When I first heard Christ say, “Follow me,” I was sixteen years old. I often wondered what kind of cross I would carry for choosing to follow him. I pictured myself living in a hut in a mountain village or maybe in a “barrio” similar to the slums I would drive by on my way to school. I knew that it wouldn’t be easy, that there would be loss, pain, maybe even persecution. And it’s true – it has been, at times, grueling and crushing. What I didn’t foresee then was that following Christ could also mean, at times, abundance.
But here I am years later, living overseas and recently moved into a house that is better than anything we had hoped. Not only is the house built on two plots of land, perfect for our kids to play and explore, inside the house is spacious as well. We have a dedicated guest room with its own bathroom and a lower level that is airy and perfect to host large gatherings. We have a separate dining room to host multiple guests, and my husband is able to have an office to more effectively work from home.
And the view, oh, the view is breathtaking. Because our house sits at the top of a hill, it overlooks a precipitous narrow valley, ringed by mountains. We can see a small town that sits on the mountain across from us, and at night, the cheery lights from the houses greet us in the distance. Secluded by a row of tall cypress trees, the house has a farmhouse feel. When you sit in the veranda that overlooks the valley, the twittering of Palestinian sunbirds with their turquoise plumage and playful flight simply delight the senses.
For years I’d been saying I wanted to have a house that was guest-house material, a place that would be lovely and restful, a place where others could come to get away, “preferably with a gorgeous view,” I’d say. This house is all that and more (for the same rent we were paying before!). A few days after we moved, I told my husband, “I feel like my soul grew two sizes.”
But not long after, I found a nagging restlessness in my heart. I couldn’t relax into enjoying our home. We don’t know any other expats in this country with a space like ours. A voice kept whispering, “God wouldn’t be this kind to you, you don’t deserve it. Did you somehow manipulate him into giving it to you?”
When our functional theology is about what we deserve, we quickly turn to self-atonement strategies to cope with undeserved gifts. “We will steward this house well. We want it to be a blessing to others,” we say. And while this desire to be a blessing is absolutely real and good, what if that is not the primary reason why we have this house? What if our Father is this kind? What if, before we think about how we can use this home for the good of others and the kingdom, we receive this gift with both hands and simply savor the rich love of our Dad who sees us intimately?

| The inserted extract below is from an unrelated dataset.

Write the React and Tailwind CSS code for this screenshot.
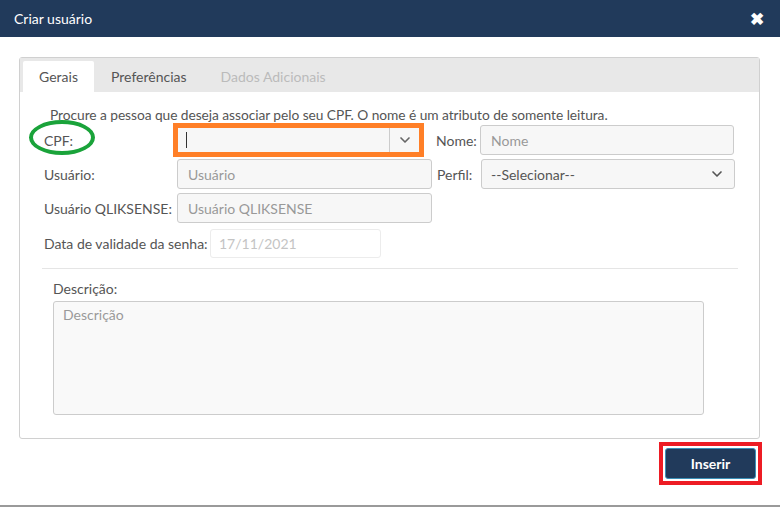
import { ChevronDown } from 'lucide-react';

const Label = ({ children, className = '' }) => (
  <span className={`text-[14px] text-[#555] ${className}`}>{children}</span>
);

const TextInput = ({ placeholder, className = '' }) => (
  <div
    className={`h-[30px] rounded-[3px] border border-[#ccc] bg-[#f7f7f7] px-[10px] flex items-center text-[14px] text-[#999] ${className}`}
  >
    {placeholder}
  </div>
);

export default function App() {
  return (
    <div className="w-[780px] h-[507px] bg-white font-['Lato','Open_Sans',sans-serif] flex flex-col overflow-hidden border-b-2 border-[#9a9a9a]">
      {/* header */}
      <div className="h-[37px] bg-[#213a5b] flex items-center justify-between pl-[14px] pr-[16px] shrink-0">
        <span className="text-white text-[14px]">Criar usuário</span>
        <span className="text-white text-[17px] font-bold leading-none">✖</span>
      </div>

      <div className="px-[19px] pt-[20px] pr-[20px]">
        {/* panel */}
        <div className="border border-[#d0d0d0] rounded-[3px] h-[382px] flex flex-col">
          <div className="h-[34px] bg-[#e8e8e8] flex items-end pl-[3px] shrink-0">
            <div className="h-[31px] w-[71px] bg-white flex items-center justify-center text-[14px] text-[#555] rounded-t-[2px]">
              Gerais
            </div>
            <div className="h-[31px] pl-[17px] flex items-center text-[14px] text-[#555]">Preferências</div>
            <div className="h-[31px] pl-[34px] flex items-center text-[14px] text-[#bbb]">Dados Adicionais</div>
          </div>

          <div className="pl-[22px] pr-[21px] pt-[14px]">
            <p className="pl-[8px] text-[13.75px] tracking-[-0.05px] text-[#555] leading-[18px]">
              Procure a pessoa que deseja associar pelo seu CPF. O nome é um atributo de somente leitura.
            </p>

            {/* row CPF / Nome */}
            <div className="flex items-center h-[34px] mt-[-1px]">
              <div className="relative w-[131px] pl-[2px]">
                <span className="absolute left-[-13px] top-[-8px] w-[66px] h-[35px] rounded-[50%] border-[4px] border-[#1aa33a]" />
                <Label>CPF:</Label>
              </div>
              <div className="border-[5px] border-[#ff7f27] w-[251px] h-[34px] flex">
                <div className="flex-1 bg-[#f7f7f7] flex items-center pl-[8px] border-r border-[#ccc]">
                  <span className="w-px h-[16px] bg-[#333]" />
                </div>
                <div className="w-[29px] bg-[#f7f7f7] flex items-center justify-center">
                  <ChevronDown size={16} strokeWidth={2.5} className="text-[#666]" />
                </div>
              </div>
              <Label className="ml-[12px] w-[45px]">Nome:</Label>
              <TextInput placeholder="Nome" className="w-[254px] ml-[-1px]" />
            </div>

            {/* Usuário / Perfil */}
            <div className="flex items-center mt-[2px]">
              <Label className="w-[135px] pl-[2px]">Usuário:</Label>
              <TextInput placeholder="Usuário" className="w-[255px]" />
              <Label className="ml-[5px] w-[45px]">Perfil:</Label>
              <div className="w-[254px] ml-[-1px] h-[30px] rounded-[3px] border border-[#ccc] bg-[#f7f7f7] px-[9px] flex items-center justify-between text-[14px] text-[#555]">
                --Selecionar--
                <ChevronDown size={16} strokeWidth={2.5} className="text-[#555]" />
              </div>
            </div>

            {/* QLIKSENSE */}
            <div className="flex items-center mt-[4px]">
              <Label className="w-[135px] pl-[2px]">Usuário QLIKSENSE:</Label>
              <TextInput placeholder="Usuário QLIKSENSE" className="w-[255px]" />
            </div>

            {/* Data */}
            <div className="flex items-center mt-[6px]">
              <Label className="w-[168px] pl-[2px]">Data de validade da senha:</Label>
              <div className="w-[171px] h-[29px] rounded-[3px] border border-[#ececec] bg-white px-[8px] flex items-center text-[14px] text-[#c4c4c4]">
                17/11/2021
              </div>
            </div>

            <div className="h-px bg-[#e5e5e5] mt-[10px]" />

            <div className="pl-[11px] pt-[7px]">
              <Label>Descrição:</Label>
              <div className="mt-[1px] w-[651px] h-[114px] rounded-[3px] border border-[#ccc] bg-[#f9f9f9] px-[9px] pt-[2px] text-[14px] text-[#999]">
                Descrição
              </div>
            </div>
          </div>
        </div>

        {/* footer */}
        <div className="flex justify-end pt-[3px] pr-0">
          <div className="border-[4px] border-[#ed1c24] p-[2px] mr-[-2px]">
            <button className="w-[91px] h-[31px] bg-[#213a5b] text-white text-[14px] font-bold rounded-[3px] border border-[#3a8fb7]">
              Inserir
            </button>
          </div>
        </div>
      </div>
    </div>
  );
}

We are not just servants living on mission for the purposes of the King. We are his actual kids – deeply beloved, thoroughly delighted in. What if, as we are giving out to others, he wants us to taste all that He is and all that we are to him?
As overseas workers, do we have a theology of abundance? I have been pondering this question for months. When generous friends gift us time away on what feels like an extravagant vacation, when God provides the perfect car for the needs of our family, or when God blows us away with increased monthly support that we didn’t sweat hard to raise, do we have a functional theology that allows us to relish all that grace? Without guilt, shame, or fear?
Our theology of abundance not only allows us to receive grace, it also helps us when we are living very different lives than Adoniram and Ann Judson lived in Burma or Jim and Elisabeth Elliott among the Quechua people in Ecuador.
“We have left it all to follow you.” Peter’s words ring in our ears. Have we? We have cars, A/C units, and grocery stores with western-like goods. We can text with our families across the oceans and within seconds, get a reply. In some ways, at times, our sacrifice seems less significant because the lack we experience is not the same. And so the abundance we enjoy in comparison to theirs makes us feel a bit like a fraud, like we are in some way second-class workers, not as “hard core” as those of old.
But their devotion to Christ is not measured by their sacrifice but by their faith in him and their day-to-day dependence on the Spirit. God is not measuring the strength of our sacrifice either. Rather, he asks whether Jesus is our only source of confidence for the life he has given — with its gifts, sorrows, and responsibilities.
What if the abundance in our life is rich soil for growth when it is enjoyed by faith? What if this bounty in resources and capacity is a gift that enables longevity, allowing us to be stable and grounded enough to care for the overwhelming needs of those around us? What if the God who cares for us according to the riches of his glory in Christ Jesus delights to tend to the souls and bodies and minds of those he sends out to serve him? What if he knows how much we need to hear, “I see you?”
I hope you know I am not saying we can only feel seen in abundance. Neither am I advocating the pursuit of abundance. I know the destructive power of prosperity gospel theology and the trap it can be in ministry. I am a firm believer in the importance of a robust theology of suffering. I am, after all, a lay counselor, passionate about holistic soul care. But a robust theology of suffering is not complete without a theology of abundance.
Our Father’s generosity is to be received gratefully, joyfully. His kindness is to be stewarded and leveraged. When we do that with Christ-confidence we are, like Mary Oliver wrote, “half crazy with the wonder of it.” We delight in the foolishness of grace that lavishes us with everything our Father is for us. Not because we have done so much in following Jesus, but because He won it all when he led ahead of us.